[SOURCE MATERIAL]:

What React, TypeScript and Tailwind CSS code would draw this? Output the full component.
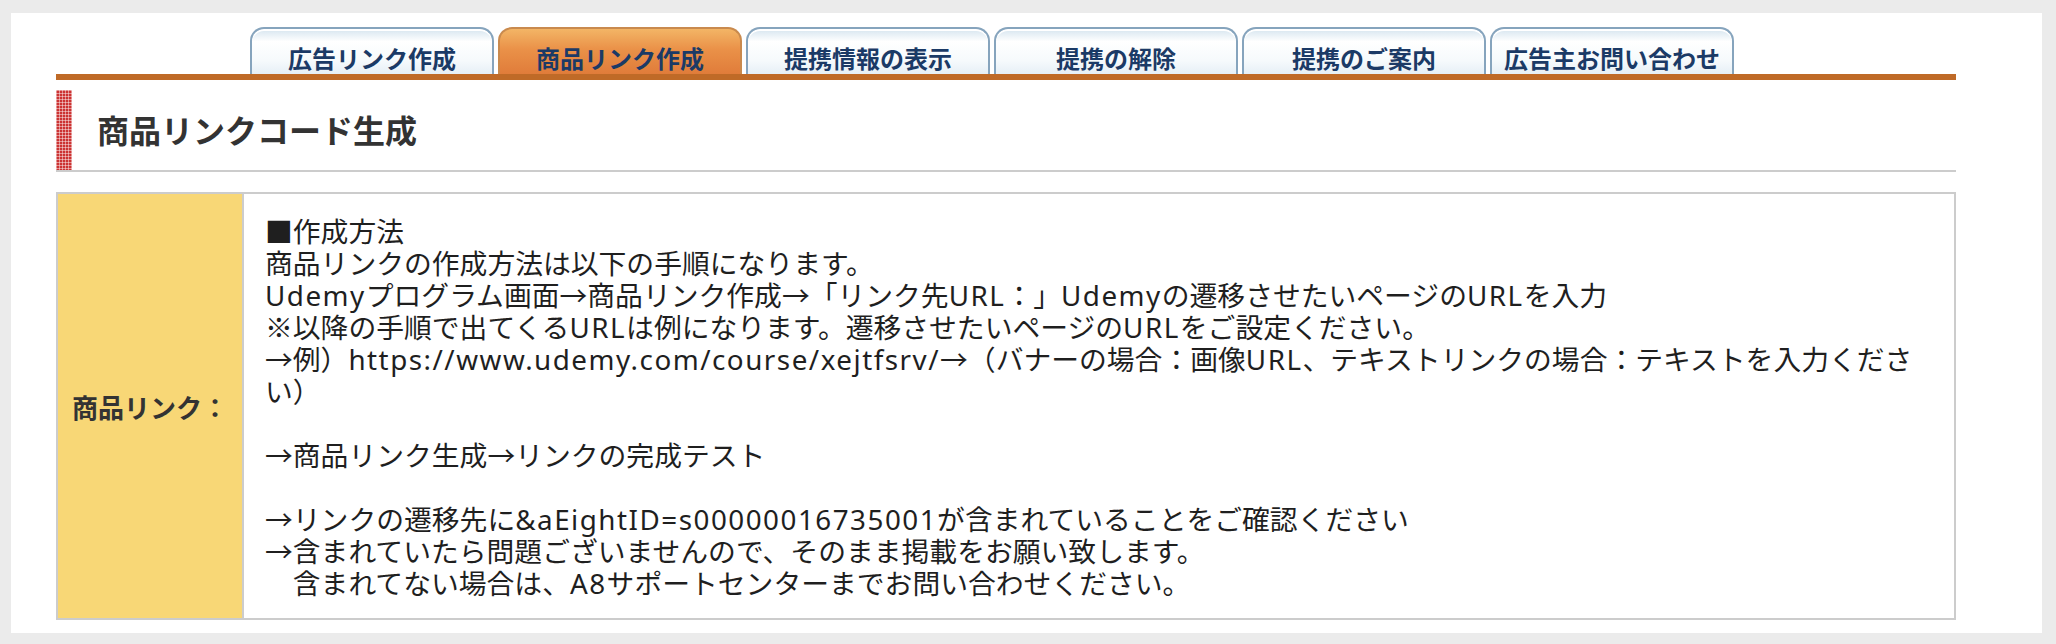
import React from 'react';

const tabs = [
  { label: '広告リンク作成', active: false },
  { label: '商品リンク作成', active: true },
  { label: '提携情報の表示', active: false },
  { label: '提携の解除', active: false },
  { label: '提携のご案内', active: false },
  { label: '広告主お問い合わせ', active: false },
];

const lines = [
  '■作成方法',
  '商品リンクの作成方法は以下の手順になります。',
  'Udemyプログラム画面→商品リンク作成→「リンク先URL：」Udemyの遷移させたいページのURLを入力',
  '※以降の手順で出てくるURLは例になります。遷移させたいページのURLをご設定ください。',
  '→例）https://www.udemy.com/course/xejtfsrv/→（バナーの場合：画像URL、テキストリンクの場合：テキストを入力くださ',
  'い）',
  '',
  '→商品リンク生成→リンクの完成テスト',
  '',
  '→リンクの遷移先に&aEightID=s00000016735001が含まれていることをご確認ください',
  '→含まれていたら問題ございませんので、そのまま掲載をお願い致します。',
  '　含まれてない場合は、A8サポートセンターまでお問い合わせください。',
];

// latin runs get a wider latin face, like the original page
function renderLine(line: string) {
  return line.split(/([\x21-\x7e]+)/).map((part, i) =>
    /^[\x21-\x7e]+$/.test(part) ? (
      <span key={i} className="font-['Noto_Sans',sans-serif] tracking-[1.5px]">
        {part}
      </span>
    ) : (
      <React.Fragment key={i}>{part}</React.Fragment>
    )
  );
}

export default function App() {
  return (
    <div className="min-h-screen bg-[#ebebeb] pt-[13px] pl-[11px] pr-[14px] pb-[11px] font-['Noto_Sans_CJK_JP',sans-serif]">
      <div className="bg-white pl-[45px] pr-[86px] pt-[14px] pb-[13px]">
        {/* tabs */}
        <nav className="flex gap-[4px] pl-[194px] h-[47px]">
          {tabs.map((tab) => (
            <div
              key={tab.label}
              className={`w-[244px] h-[47px] rounded-t-[14px] border-2 border-b-0 flex items-center justify-center pt-[12px] text-[24px] leading-none font-bold text-[#1b3a66] ${
                tab.active
                  ? 'border-[#c98a4e] bg-[linear-gradient(#f3b566,#ea9148_45%,#e07c3a)]'
                  : 'border-[#86a4bd] bg-[linear-gradient(#d6e5ef,#ffffff_28%,#f6fafc_70%,#e6eff6)] shadow-[inset_0_2px_0_#ffffff]'
              }`}
            >
              {tab.label}
            </div>
          ))}
        </nav>
        <div className="h-[6px] bg-[#bf6a27]" />

        {/* heading */}
        <div className="mt-[10px] flex items-center h-[82px] border-b-2 border-[#cccccc]">
          <div className="w-[16px] h-[80px] self-start bg-[#cc3333] [background-image:linear-gradient(90deg,rgba(255,255,255,.45)_1px,transparent_1px),linear-gradient(rgba(255,255,255,.45)_1px,transparent_1px)] [background-size:3px_3px]" />
          <h1 className="pl-[25px] text-[32px] leading-none font-bold text-[#333333] pb-[2px]">
            商品リンクコード生成
          </h1>
        </div>

        {/* table */}
        <div className="mt-[20px] flex h-[428px] border-2 border-[#cccccc]">
          <div className="w-[186px] shrink-0 bg-[#f8d776] border-r-2 border-[#cccccc] flex items-center justify-center text-[26px] font-bold text-[#333333]">
            商品リンク：
          </div>
          <div className="flex-1 pl-[21px] pt-[20px] text-[27.8px] leading-[32px] text-[#1f1f1f]">
            {lines.map((line, i) => (
              <div key={i} className="h-[32px] whitespace-pre">
                {renderLine(line)}
              </div>
            ))}
          </div>
        </div>
      </div>
    </div>
  );
}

[THE EXERCISE]:
Set down the complete material exactly, but do not include the images.

[WRITTEN SOLUTION]:
What React, TypeScript and Tailwind CSS code would draw this? Output the full component.
import React from 'react';

const tabs = [
  { label: '広告リンク作成', active: false },
  { label: '商品リンク作成', active: true },
  { label: '提携情報の表示', active: false },
  { label: '提携の解除', active: false },
  { label: '提携のご案内', active: false },
  { label: '広告主お問い合わせ', active: false },
];

const lines = [
  '■作成方法',
  '商品リンクの作成方法は以下の手順になります。',
  'Udemyプログラム画面→商品リンク作成→「リンク先URL：」Udemyの遷移させたいページのURLを入力',
  '※以降の手順で出てくるURLは例になります。遷移させたいページのURLをご設定ください。',
  '→例）https://www.udemy.com/course/xejtfsrv/→（バナーの場合：画像URL、テキストリンクの場合：テキストを入力くださ',
  'い）',
  '',
  '→商品リンク生成→リンクの完成テスト',
  '',
  '→リンクの遷移先に&aEightID=s00000016735001が含まれていることをご確認ください',
  '→含まれていたら問題ございませんので、そのまま掲載をお願い致します。',
  '　含まれてない場合は、A8サポートセンターまでお問い合わせください。',
];

// latin runs get a wider latin face, like the original page
function renderLine(line: string) {
  return line.split(/([\x21-\x7e]+)/).map((part, i) =>
    /^[\x21-\x7e]+$/.test(part) ? (
      <span key={i} className="font-['Noto_Sans',sans-serif] tracking-[1.5px]">
        {part}
      </span>
    ) : (
      <React.Fragment key={i}>{part}</React.Fragment>
    )
  );
}

export default function App() {
  return (
    <div className="min-h-screen bg-[#ebebeb] pt-[13px] pl-[11px] pr-[14px] pb-[11px] font-['Noto_Sans_CJK_JP',sans-serif]">
      <div className="bg-white pl-[45px] pr-[86px] pt-[14px] pb-[13px]">
        {/* tabs */}
        <nav className="flex gap-[4px] pl-[194px] h-[47px]">
          {tabs.map((tab) => (
            <div
              key={tab.label}
              className={`w-[244px] h-[47px] rounded-t-[14px] border-2 border-b-0 flex items-center justify-center pt-[12px] text-[24px] leading-none font-bold text-[#1b3a66] ${
                tab.active
                  ? 'border-[#c98a4e] bg-[linear-gradient(#f3b566,#ea9148_45%,#e07c3a)]'
                  : 'border-[#86a4bd] bg-[linear-gradient(#d6e5ef,#ffffff_28%,#f6fafc_70%,#e6eff6)] shadow-[inset_0_2px_0_#ffffff]'
              }`}
            >
              {tab.label}
            </div>
          ))}
        </nav>
        <div className="h-[6px] bg-[#bf6a27]" />

        {/* heading */}
        <div className="mt-[10px] flex items-center h-[82px] border-b-2 border-[#cccccc]">
          <div className="w-[16px] h-[80px] self-start bg-[#cc3333] [background-image:linear-gradient(90deg,rgba(255,255,255,.45)_1px,transparent_1px),linear-gradient(rgba(255,255,255,.45)_1px,transparent_1px)] [background-size:3px_3px]" />
          <h1 className="pl-[25px] text-[32px] leading-none font-bold text-[#333333] pb-[2px]">
            商品リンクコード生成
          </h1>
        </div>

        {/* table */}
        <div className="mt-[20px] flex h-[428px] border-2 border-[#cccccc]">
          <div className="w-[186px] shrink-0 bg-[#f8d776] border-r-2 border-[#cccccc] flex items-center justify-center text-[26px] font-bold text-[#333333]">
            商品リンク：
          </div>
          <div className="flex-1 pl-[21px] pt-[20px] text-[27.8px] leading-[32px] text-[#1f1f1f]">
            {lines.map((line, i) => (
              <div key={i} className="h-[32px] whitespace-pre">
                {renderLine(line)}
              </div>
            ))}
          </div>
        </div>
      </div>
    </div>
  );
}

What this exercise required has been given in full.